Structured products are extremely profitable for sellers. For buyers, not so much. At best, you pay high fees for an illiquid investment with limited potential gain. At worst, you can lose everything. To date, investors have lost an estimated $164 billion in structured products and similarly risky investments. And regulators expect the losses to grow dramatically — along with investor complaints. Americans who have bought these investments since 2008 are increasingly filing claims as the size of their losses becomes apparent. "The big wave is yet to come — most people don't know what they have yet," said Joseph P. Borg, director of the Alabama Securities Commission, who is investigating a number of claims.

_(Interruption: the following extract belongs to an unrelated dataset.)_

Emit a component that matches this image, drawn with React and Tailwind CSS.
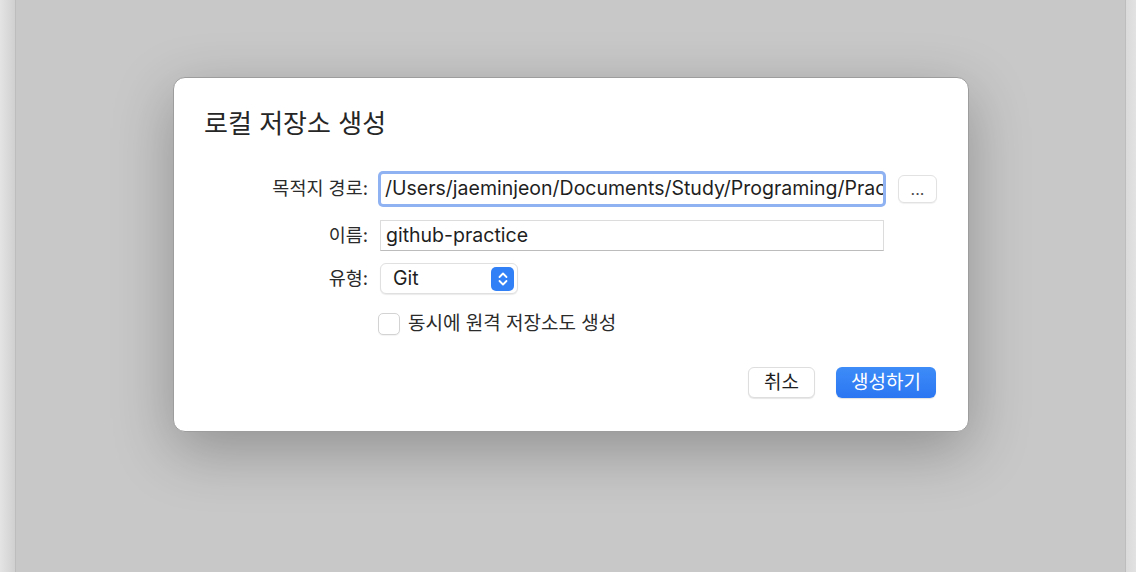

Many investors have stories similar to Replogle's. Rob Brunhild, 49, of West Bloomfield, Michigan, for example, invested in Lehman notes through UBS for his family trusts and his 80-year-old mother. He expected "a good solid return with minimal risk. The broker implied that the notes were like U.S. Treasuries."

His family lost $275,000.

Tricia Flanagan, 58, invested $200,000 in principal-protected notes for her retirement in 2008. A real-estate agent in Kiawah Island, South Carolina, Flanagan had second thoughts when Lehman's financial woes made headlines, but her broker convinced her not to sell. She lost her entire savings. "I was vulnerable," she says. "I felt I was targeted. There were people who knew we were sitting ducks."